Following is what I told her:
"A TSH of "3.58" is not as normal as some Dr.s would have you believe. The AACE which is the organization that sets the standard for thyroid testing and treatment, released a new, revised TSH range in late 2002, having "3.0" as the cut off for high normal TSH.
Here's a quote:
"Now the AACE encourages physicians to consider treatment for patients who test outside the boundaries of a narrower margin based on a target TSH level of 0.3 to 3.0." (The AACE)
The National Insititutes of Health website actually states that a person testing with a TSH of above 2.0, should be monitored closely for development of thyroid disease.
Here is a quote:
"Some people with a TSH value over 2.0 mIU/L, who have no signs or symptoms suggestive of an under-active thyroid, may develop hypothyroidism sometime in the future." (NIH/NLM MedLinePlus.com)
My suggestion to you, is to find a qualified thyroid-treating Doctor and get your husband tested for thyroid antibodies. These can reveal thyroid disease going on, in patients with normal-ish hormone levels. The tests are for the "TPO, TG and TSI" antibodies, People with developing autoimmune hypothyroidism (Hashimoto's thyroiditis), can have elevated antibody levels that cause symptoms, even with hormones in normal-range. Patients with Hashimoto's thyroiditis (most common cause of hypothyroidism), can go through a period of hyperthyroidism, before the onset of hypothyroidism and the term for this is "Hashitoxicosis".
Here is a quote:
"Hashitoxicosis is an autoimmune thyroid disorder, in which individuals with autoimmune hypothyrodism, usually Hashimoto's thyroiditis (HT), experience intermittent or sporadic periods where they also have symptoms of hyperthyrodism." (Graves Disease and Hyperthyroidism Wiki)
Amazingly, some Doctors will argue these points, despite the fact that the most reputable medical sources in the world are stating them. Some Doctors believe and state that antibody testing is not necessary unless hormone levels are outside of the normal reference ranges but the fact is that autoimmune thyroid disease is usually present long before it affects the hormone levels.

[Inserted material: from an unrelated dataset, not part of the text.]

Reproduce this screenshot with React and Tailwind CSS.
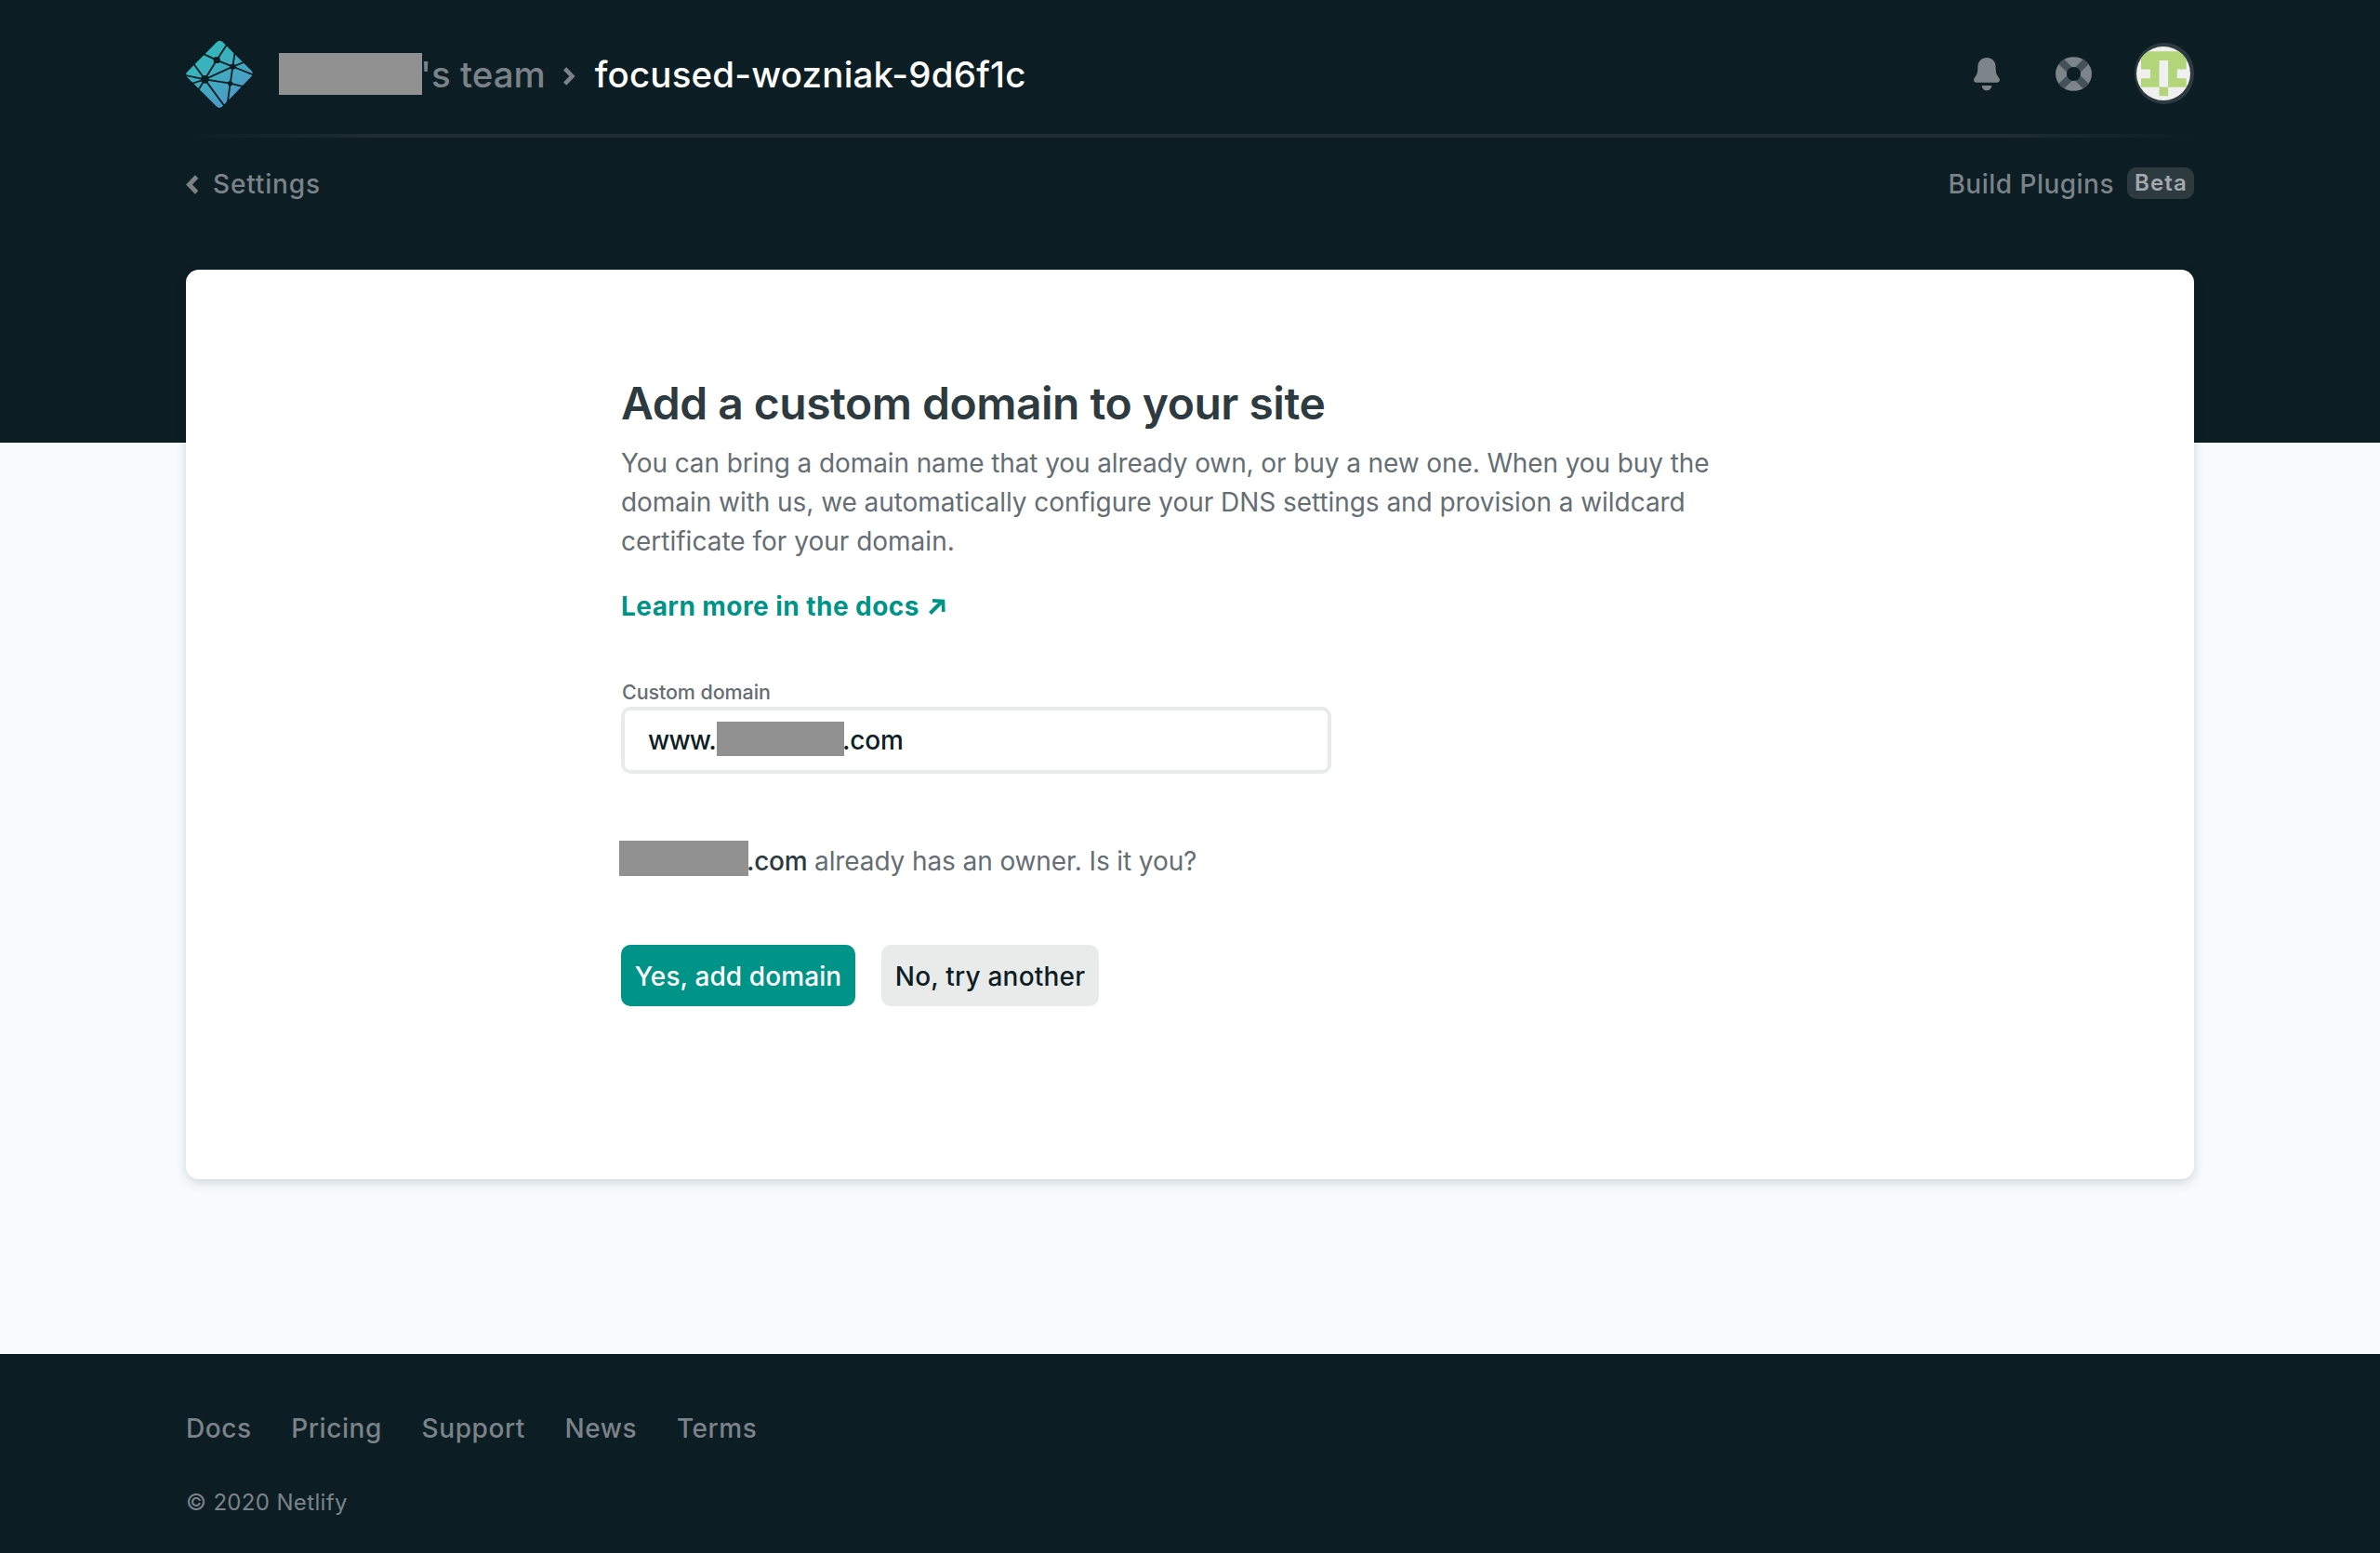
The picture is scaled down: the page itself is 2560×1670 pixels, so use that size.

This would be my suggestion; to get him tested for "thyroid antibodies". It may confirm or rule out thyroid disease but will be hard to move on to other possible causes of symptoms, if it is not tested for.
Some Doctors jump to snap-diagnoses of emotional problems, such as anxiety and depression, before ordering more complete blood evaluation for patients and to me, this is a dis-service. I believe people with multi-symptom complaints, should not only be tested for thyroid hormone levels and antibodies but should also have a complete blood count (CBC) and glucose levels (A1C) tests, to check for diabetes and other blood disorders.